Find each line with the string "styles" and copy it.

>> start

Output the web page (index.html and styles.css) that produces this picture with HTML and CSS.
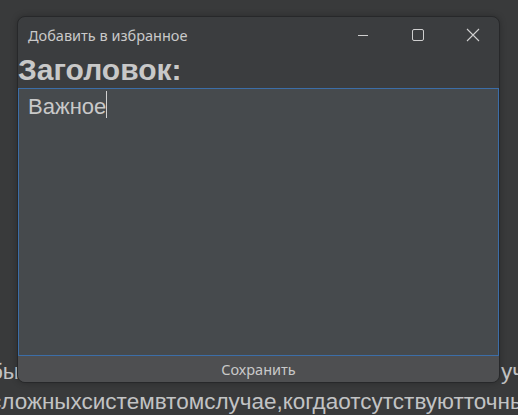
FILE: index.html
```html
<!DOCTYPE html>
<html lang="ru">
<head>
<meta charset="utf-8">
<title>Добавить в избранное</title>
<link rel="stylesheet" href="styles.css">
</head>
<body>
<div class="page-text">
  <p class="line line-1"><span class="l1-left">которых чтобы</span><span class="l1-mid"><span class="comma">,</span></span><span class="l1-right">учета</span></p>
  <p class="line line-2">сложныхсистемвтомслучае,когдаотсутствуютточные</p>
</div>
<div class="window">
  <div class="titlebar">
    <span class="title">Добавить в избранное</span>
    <div class="controls">
      <span class="ctl ctl-min"><svg width="12" height="12" viewBox="0 0 12 12"><path d="M1 6.5h10" stroke="#cfcfcf" stroke-width="1"/></svg></span>
      <span class="ctl ctl-max"><svg width="12" height="12" viewBox="0 0 12 12"><rect x="0.5" y="0.5" width="11" height="11" rx="1.5" fill="none" stroke="#cfcfcf" stroke-width="1"/></svg></span>
      <span class="ctl ctl-close"><svg width="14" height="14" viewBox="0 0 14 14"><path d="M1 1l12 12M13 1L1 13" stroke="#cfcfcf" stroke-width="1.1"/></svg></span>
    </div>
  </div>
  <div class="heading">Заголовок:</div>
  <div class="editor"><span class="value">Важное</span><span class="caret"></span></div>
  <div class="save">Сохранить</div>
</div>
</body>
</html>
```
FILE: styles.css
```css
html, body {
  margin: 0;
  padding: 0;
}
body {
  width: 518px;
  height: 415px;
  overflow: hidden;
  background: #393a3b;
  font-family: "Liberation Sans", Arial, sans-serif;
  position: relative;
  display: flex;
  flex-direction: column;
  justify-content: flex-end;
}
.page-text {
  margin-bottom: -2px;
}
.line {
  margin: 0;
  font-size: 22.5px;
  line-height: 30px;
  color: #c2c3c4;
  white-space: nowrap;
}
.line-1 {
  display: flex;
}
.l1-left {
  width: 19px;
  flex-shrink: 0;
  overflow: hidden;
  display: flex;
  justify-content: flex-end;
}
.l1-mid {
  width: 482px;
  flex-shrink: 0;
}
.comma {
  margin-left: 297px;
}
.l1-right {
  flex-shrink: 0;
}
.line-2 {
  margin-left: -10px;
}
.window {
  position: absolute;
  left: 17px;
  top: 16px;
  width: 481px;
  height: 365px;
  border: 1px solid #27282a;
  border-radius: 8px;
  background: #3b3d3f;
  overflow: hidden;
  display: flex;
  flex-direction: column;
  box-shadow: 0 0 6px rgba(0,0,0,0.25);
}
.titlebar {
  height: 35px;
  display: flex;
  align-items: center;
  justify-content: space-between;
  flex-shrink: 0;
}
.title {
  font-family: "Noto Sans", "Open Sans", sans-serif;
  font-size: 14.5px;
  color: #c9c9c9;
  padding-left: 10px;
  padding-top: 1px;
}
.controls {
  display: flex;
  align-items: center;
  height: 100%;
}
.ctl {
  display: flex;
  justify-content: center;
  align-items: center;
}
.ctl-min {
  width: 50px;
}
.ctl-max {
  width: 59px;
}
.ctl-close {
  width: 52px;
}
.heading {
  height: 36px;
  font-size: 30px;
  font-weight: bold;
  color: #c8c8c8;
  line-height: 36px;
  flex-shrink: 0;
}
.editor {
  flex: 1;
  background: #464a4d;
  border: 1px solid #3c6ea8;
  padding: 6px 9px;
  font-size: 22px;
  line-height: 23px;
  color: #c9c9c9;
  display: flex;
  align-items: flex-start;
}
.caret {
  display: inline-block;
  width: 1px;
  height: 27px;
  margin-top: -4px;
  background: #d0d0d0;
}
.save {
  height: 26px;
  flex-shrink: 0;
  background: #4e4f51;
  font-family: "Noto Sans", "Open Sans", sans-serif;
  font-size: 14.5px;
  color: #c9c9c9;
  display: flex;
  align-items: center;
  justify-content: center;
}
```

>> end

**Answer for the task:**
Output the web page (index.html and styles.css) that produces this picture with HTML and CSS.
<link rel="stylesheet" href="styles.css">
FILE: styles.css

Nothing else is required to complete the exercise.